5. Pack strategically
This might sound counterintuitive after my last point, but try to bring as little as possible outside of the essentials that you need. Remember, clothes can be laundered at most accommodations, and any essentials you must have, like toiletries, can be purchased in smaller disposable sizes. Most touring motorcycles are made with some form of saddlebag storage or on-bike hard cases, tank bags, or tail storage. If you pack strategically, they should hold everything you need. Backpacks are also an option, but on long distance rides I wouldn’t recommend them, as they get in the way and can cause back pain.
4. Breaks Save Lives
Riding a motorcycle on long distance trips is much different then sitting in an enclosed car. It requires much more focus to ride a bike safely, and you use up more energy sitting in an upright position than driving a car.

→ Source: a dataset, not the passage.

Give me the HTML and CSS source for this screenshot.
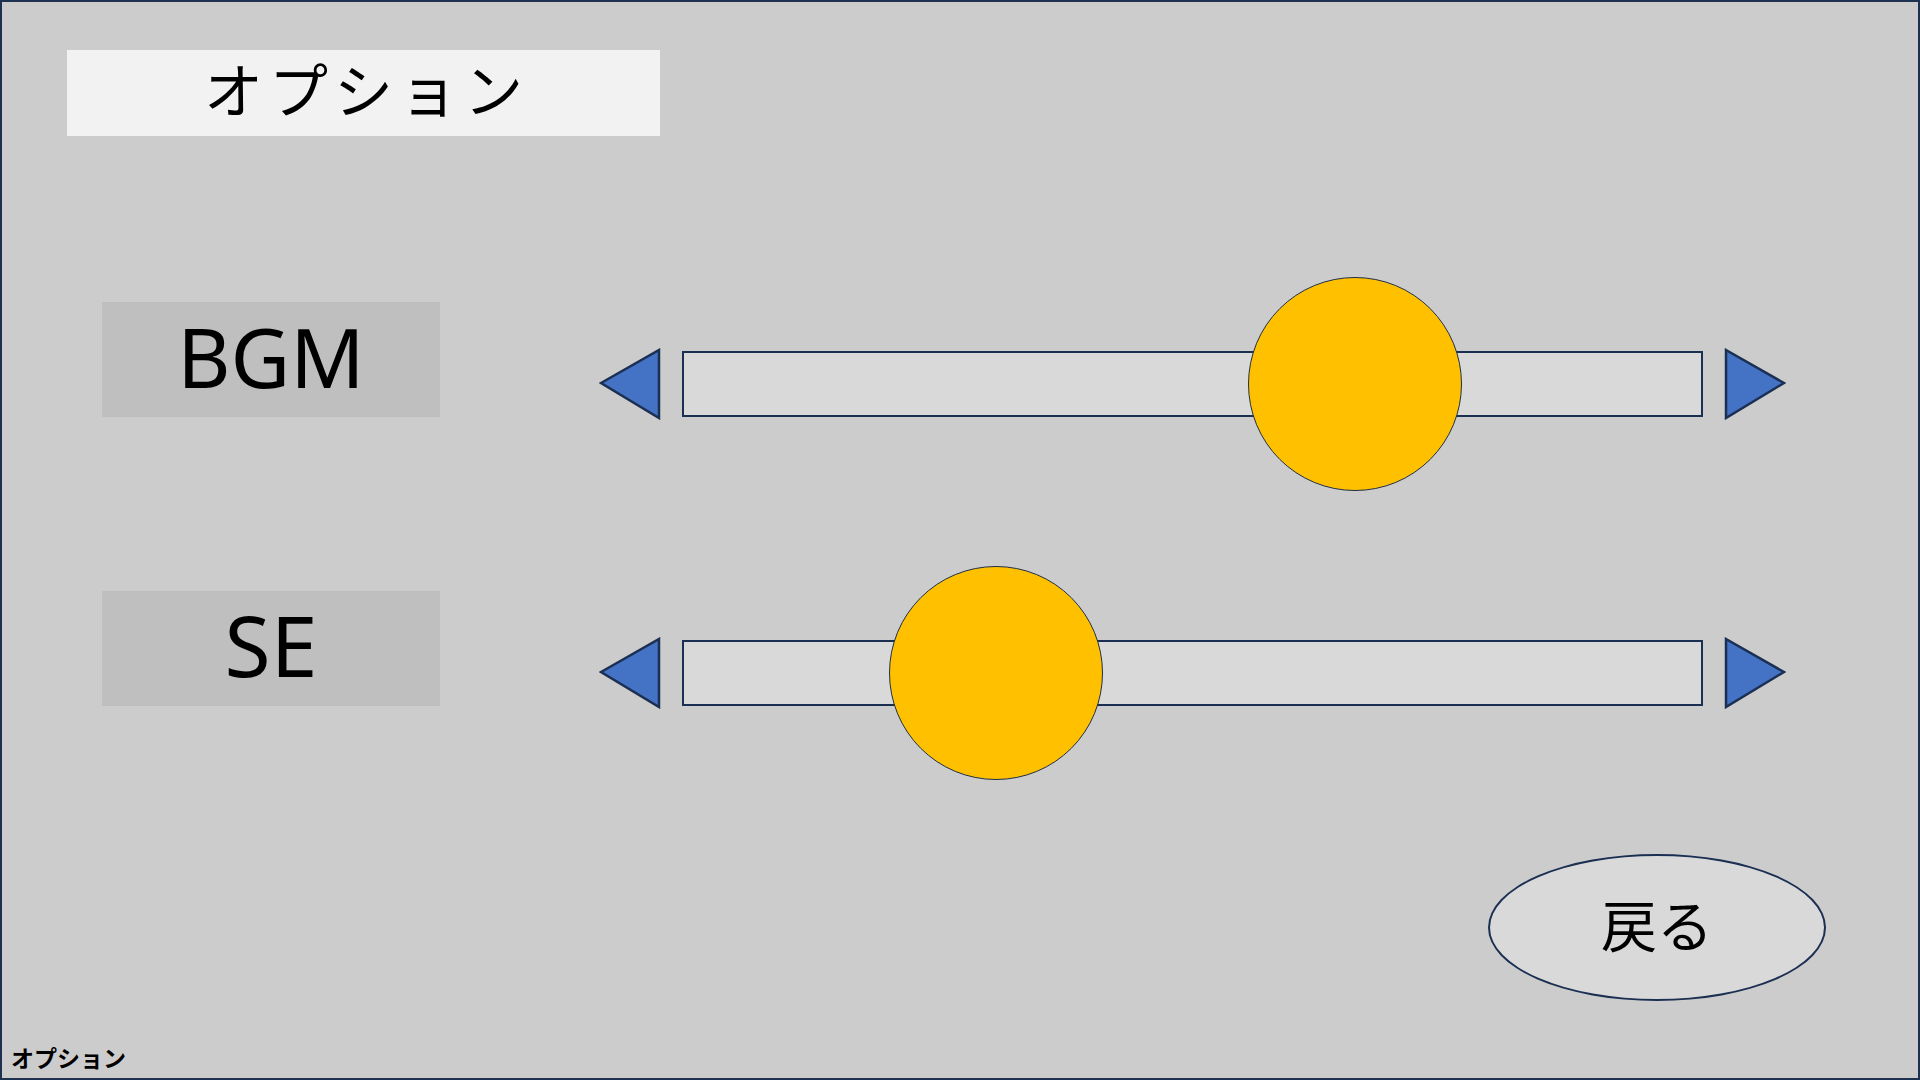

Don’t think you have to be the hero that racks up 500 km per day—take more breaks and use that time stopped as an excuse to check your phone, snap some photos to post on social media, or just get a good stretch in. If you’re tired, take a 30-minute nap and watch how rejuvenated you’ll feel after. As the saying goes, “Life is about the journey, not the destination.”
3. Back that Up
This one might surprise you, but with the critical role our phones (if you can even call them that now) play in our lives, losing all your irreplaceable data and photos can feel soul-crushing. Before any trip I take where the chances of losing or damaging my phone increases significantly, I always make sure to do a full backup before I hit the road.
DNF is an abbreviation for Did Not Finish, a term often used in motorcycle racing, commonly associated with a mechanical failure. Assuming you own a bike, make sure to bring it to a trusted mechanic and have them do a once-over on everything so it’s deemed road trip-worthy. Have them check the tire tread, change the oil if nothing else, and just perform a visual inspection of your entire bike. Northern Ontario can be a pretty remote place at times in between towns, and breaking down on the side of the road would really put a damper on the trip.
1. Pick My Ride
Motorcycle touring can be anything from the epic Lake Superior Circle Tour to a weekend adventure riding dual sports in the dirt, but every machine is designed for a certain application. Sure, you could ride thousands of kilometres on an adventure bike, but you’d probably burn the motor out and need a year’s worth of chiropractic treatment to fix your wonky back.
Longer rides justify the larger cruising machines, with seating meant for those journeys—designed with a more relaxed riding position, large windshields, extra luggage storage, cruise control, ample passenger room, large capacity fuel tanks and more. On the other end, smaller lighter bikes (like the “crotch rockets” that many city dwellers own) will work for shorter day tours.
The point is, choosing the right bike for the job is everything. Study the trip planning resources mentioned in points 7 and 8, and pick the right trip for your bike—and if you’re renting, the same theory applies.
It’s all about being prepared, being informed, and always enjoying the journey!